Equity and synthetic warrants
The fair value of the warrants includes unobservable inputs and
is level 3 in the IFRS 13 hierarchy. The key assumptions
underpinning the fair value relate to the expected future share
price of the Company, US$:GBP exchange rates and the expected date
of exercise of the warrants. The fair value has been determined
using the Black Scholes valuation model.
10. FINANCIAL INSTRUMENTS (continued)
The equity warrants have an exercise price of 41.80 pence (2017:
42.75 pence) and are exercisable from their issuance until 31 May
2022, at the option of the warrant holder, and are settled with
Ordinary Shares of the Company. The synthetic warrants are cash
settled by the Group when certain net debt and leverage conditions
are achieved, linked to the Group's market capitalisation, and
expire in May 2021.
As at 31 December 2017, 75.2 million equity warrants and 21.4
million synthetic warrants were recognised on the balance sheet as
derivative financial instruments. During the period, 14.5 million
equity warrants were converted, resulting in an allotment of 14.3
million shares. The closing fair value of the open equity and
synthetic warrants at 30 June 2018 was US$74.5 million and US$26.2
million respectively, giving a total of US$100.7 million after the
exercise of warrants and resulting in a loss of US$40.9 million
being expensed in the period as derivative losses within other
finance expenses (see note 4).
Contingent consideration
The contingent consideration is the fair value of the royalty
stream payable to Chrysaor for the acquisition of 40 per cent of
the Solan asset in May 2015. The estimate of fair value of this
contingent consideration includes unobservable inputs and is level
3 in the IFRS 13 hierarchy and is held at fair value though profit
and loss. The movement in fair value for the period was US$1.5
million and has been recognised within other operating costs.

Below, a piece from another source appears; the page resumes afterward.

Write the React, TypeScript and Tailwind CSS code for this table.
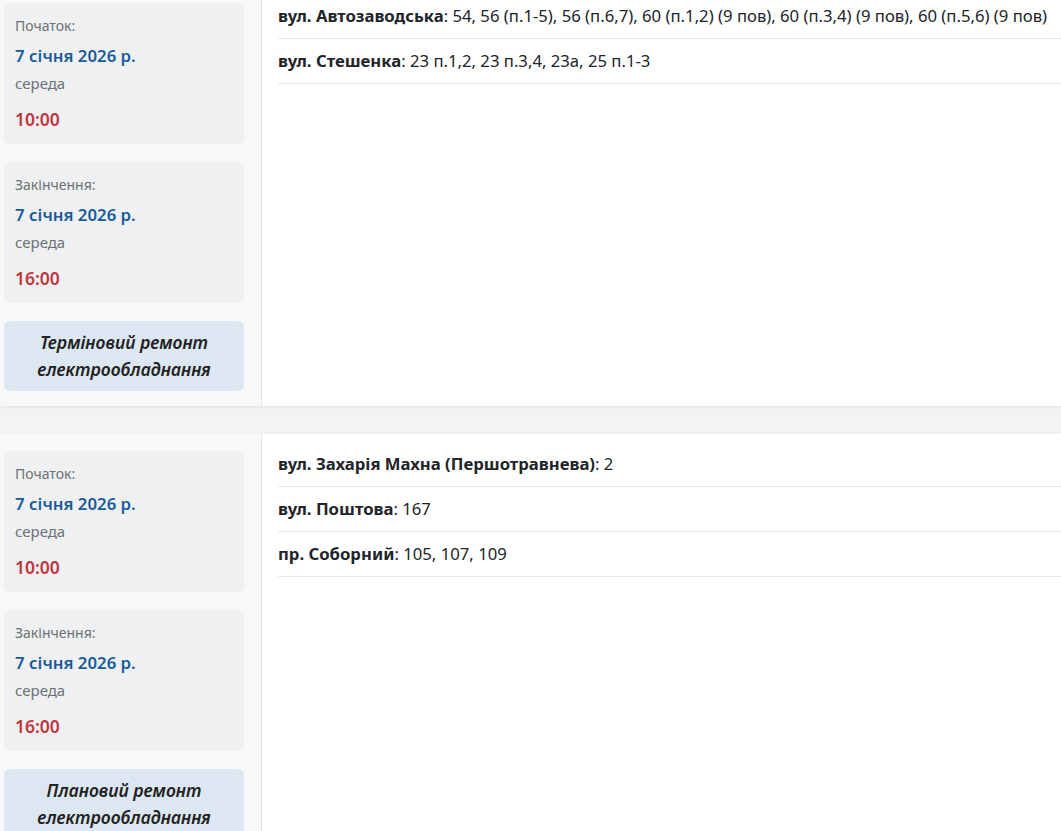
const outages = [
  {
    start: { date: "7 січня 2026 р.", day: "середа", time: "10:00" },
    end: { date: "7 січня 2026 р.", day: "середа", time: "16:00" },
    type: "Терміновий ремонт електрообладнання",
    streets: [
      {
        name: "вул. Автозаводська",
        houses: "54, 56 (п.1-5), 56 (п.6,7), 60 (п.1,2) (9 пов), 60 (п.3,4) (9 пов), 60 (п.5,6) (9 пов)",
      },
      { name: "вул. Стешенка", houses: "23 п.1,2, 23 п.3,4, 23а, 25 п.1-3" },
    ],
  },
  {
    start: { date: "7 січня 2026 р.", day: "середа", time: "10:00" },
    end: { date: "7 січня 2026 р.", day: "середа", time: "16:00" },
    type: "Плановий ремонт електрообладнання",
    streets: [
      { name: "вул. Захарія Махна (Першотравнева)", houses: "2" },
      { name: "вул. Поштова", houses: "167" },
      { name: "пр. Соборний", houses: "105, 107, 109" },
    ],
  },
];

type Stamp = { date: string; day: string; time: string };

function TimeBox({ label, stamp }: { label: string; stamp: Stamp }) {
  return (
    <div className="rounded-md bg-[#eff0f2] px-[11px] pt-[13px] pb-[13px]">
      <div className="text-[14px] leading-[20px] text-[#6b7075]">{label}</div>
      <div className="mt-[8px] text-[16.8px] leading-[24px] font-semibold text-[#1a5c99]">{stamp.date}</div>
      <div className="mt-[5px] text-[15px] leading-[20px] text-[#6b7075]">{stamp.day}</div>
      <div className="mt-[14px] text-[17.5px] leading-[24px] font-semibold text-[#c0363f]">{stamp.time}</div>
    </div>
  );
}

export default function App() {
  return (
    <main
      className="min-h-screen bg-[#f3f3f4] text-[#212529]"
      style={{ fontFamily: '"Noto Sans", "Open Sans", sans-serif' }}
    >
      <div className="mt-[-14px] flex flex-col gap-[28px]">
        {outages.map((o, i) => (
          <section key={i} className="flex bg-white shadow-[0_1px_3px_rgba(0,0,0,0.08)]">
            <aside className="flex w-[262px] shrink-0 flex-col gap-[18px] border-r border-[#e3e5e8] bg-[#f7f8fa] pt-[17px] pb-[15px] pl-[4px] pr-[17px]">
              <TimeBox label="Початок:" stamp={o.start} />
              <TimeBox label="Закінчення:" stamp={o.end} />
              <div className="rounded-md bg-[#dde7f2] px-3 pt-[8px] pb-[8px] text-center text-[17.5px] leading-[27px] font-semibold italic text-[#222]">
                {o.type}
              </div>
            </aside>
            <div className="flex-1 pl-[16px] pt-[8px]">
              {o.streets.map((s) => (
                <div
                  key={s.name}
                  className="whitespace-nowrap border-b border-[#e8e9eb] py-[10px] text-[16.7px] leading-[24px]"
                >
                  <span className="font-bold">{s.name}</span>: {s.houses}
                </div>
              ))}
            </div>
          </section>
        ))}
      </div>
    </main>
  );
}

Fair value of financial assets and financial liabilities
The carrying values and fair values of the Group's
non-derivative financial assets and financial liabilities
(excluding current assets and current liabilities for which
carrying values approximate to fair values due to their short-term
nature) are shown below.
At 30 June 2018 At 31 December
2017
Fair value Carrying Fair value Carrying
amount amount amount amount
$ million $ million $ million $ million
=============================== =========== =========== ===========
Primary financial instruments
held or issued to finance
the Group's operations:
Retail bonds 201.6 198.0 196.1 202.5
Convertible bonds 53.2 27.8 266.9 180.5
================================ =========== =========== =========== ===========
10. FINANCIAL INSTRUMENTS (continued)
The fair value for the bank loans and senior loan notes are
considered to be materially the same as the amortised costs of the
instruments.
Convertible bonds
In January 2018, Premier invited convertible bondholders to
exercise their exchange rights in respect of any and all of their
bonds. 87.5 per cent or US$205.8 million of the US$235.2 million
bonds outstanding were accepted for early exchange with an
incentive amount of US$50 per US$1,000 in principal of bonds. The
exchange resulted in the issue of 231,882,091 Ordinary Shares,
which included 7,578,343 incentive shares. This resulted in a
reduction in the convertible bond liability from US$180.5 million
to US$27.8 million on the balance sheet at 30 June 2018. The
exchange also resulted in a release of US$54.5m from other reserves
in the period to 30 June 2018.
11. DISCONTINUED OPERATIONS, DISPOSALS AND ASSETS HELD FOR
SALE
30 June 2018 31 December 2017
$ million $ million
----------------------------------------------
Assets held for:
- Pakistan Business Unit 49.2 52.2
- Babbage 15.6 -
- Esmond Transportation System (ETS) - 27.0
- Kakap field - 17.4
------------ ----------------
Total assets classified as held for sale 64.8 96.6
------------ ----------------
Liabilities held for:
- Pakistan Business Unit (26.8) (25.4)
- Babbage (31.5) -
- Esmond Transportation System (ETS) - (7.0)
- Kakap field - (14.2)
------------ ----------------
Total liabilities classified as held for sale (58.3) (46.6)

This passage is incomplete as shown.